Timely identification of patients at a high risk of clinical deterioration is key to prioritizing care, allocating resources effectively, and preventing adverse outcomes. Vital signs–based, aggregate-weighted early warning systems are commonly used to predict the risk of outcomes related to cardiorespiratory instability and sepsis, which are strong predictors of poor outcomes and mortality. Machine learning models, which can incorporate trends and capture relationships among parameters that aggregate-weighted models cannot, have recently been showing promising results.
This study aimed to identify, summarize, and evaluate the available research, current state of utility, and challenges with machine learning–based early warning systems using vital signs to predict the risk of physiological deterioration in acutely ill patients, across acute and ambulatory care settings.
PubMed, CINAHL, Cochrane Library, Web of Science, Embase, and Google Scholar were searched for peer-reviewed, original studies with keywords related to “vital signs,” “clinical deterioration,” and “machine learning.” Included studies used patient vital signs along with demographics and described a machine learning model for predicting an outcome in acute and ambulatory care settings. Data were extracted following PRISMA, TRIPOD, and Cochrane Collaboration guidelines.
We identified 24 peer-reviewed studies from 417 articles for inclusion; 23 studies were retrospective, while 1 was prospective in nature. Care settings included general wards, intensive care units, emergency departments, step-down units, medical assessment units, postanesthetic wards, and home care. Machine learning models including logistic regression, tree-based methods, kernel-based methods, and neural networks were most commonly used to predict the risk of deterioration. The area under the curve for models ranged from 0.57 to 0.97.
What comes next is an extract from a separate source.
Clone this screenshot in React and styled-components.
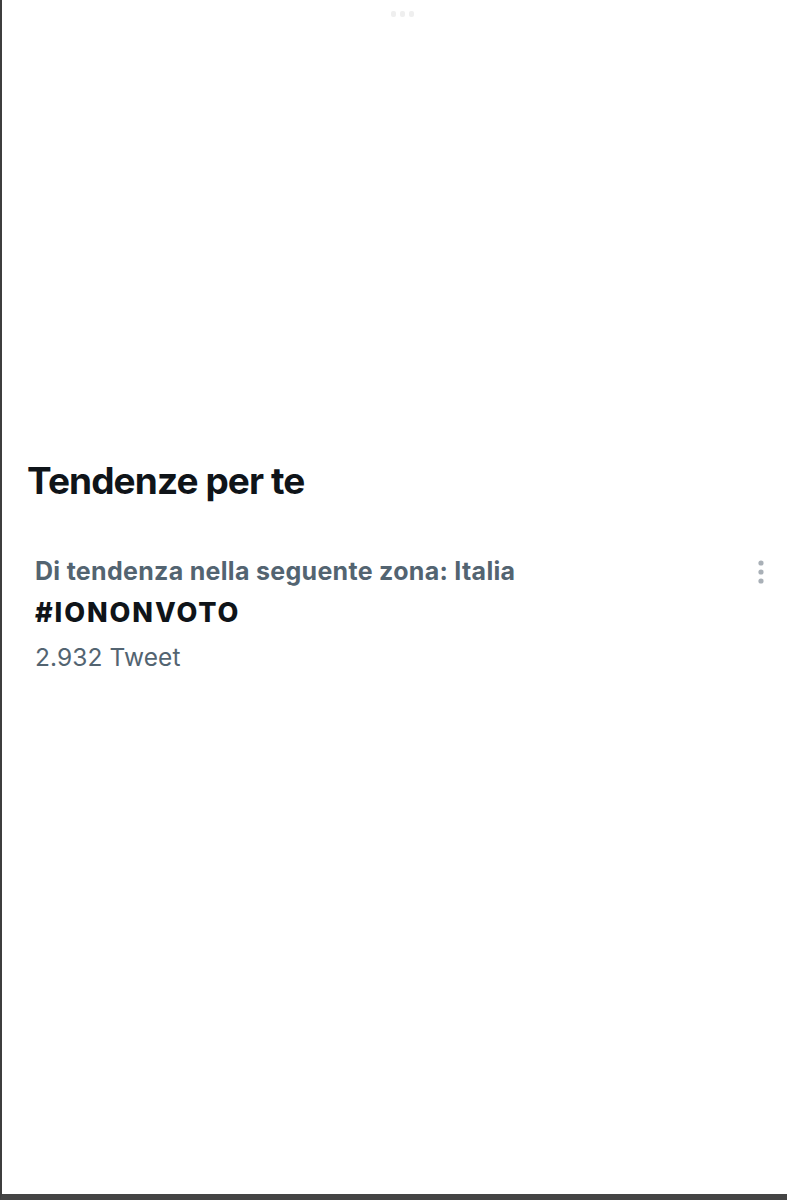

In studies that compared performance, reported results suggest that machine learning–based early warning systems can achieve greater accuracy than aggregate-weighted early warning systems but several areas for further research were identified. While these models have the potential to provide clinical decision support, there is a need for standardized outcome measures to allow for rigorous evaluation of performance across models. Further research needs to address the interpretability of model outputs by clinicians, clinical efficacy of these systems through prospective study design, and their potential impact in different clinical settings.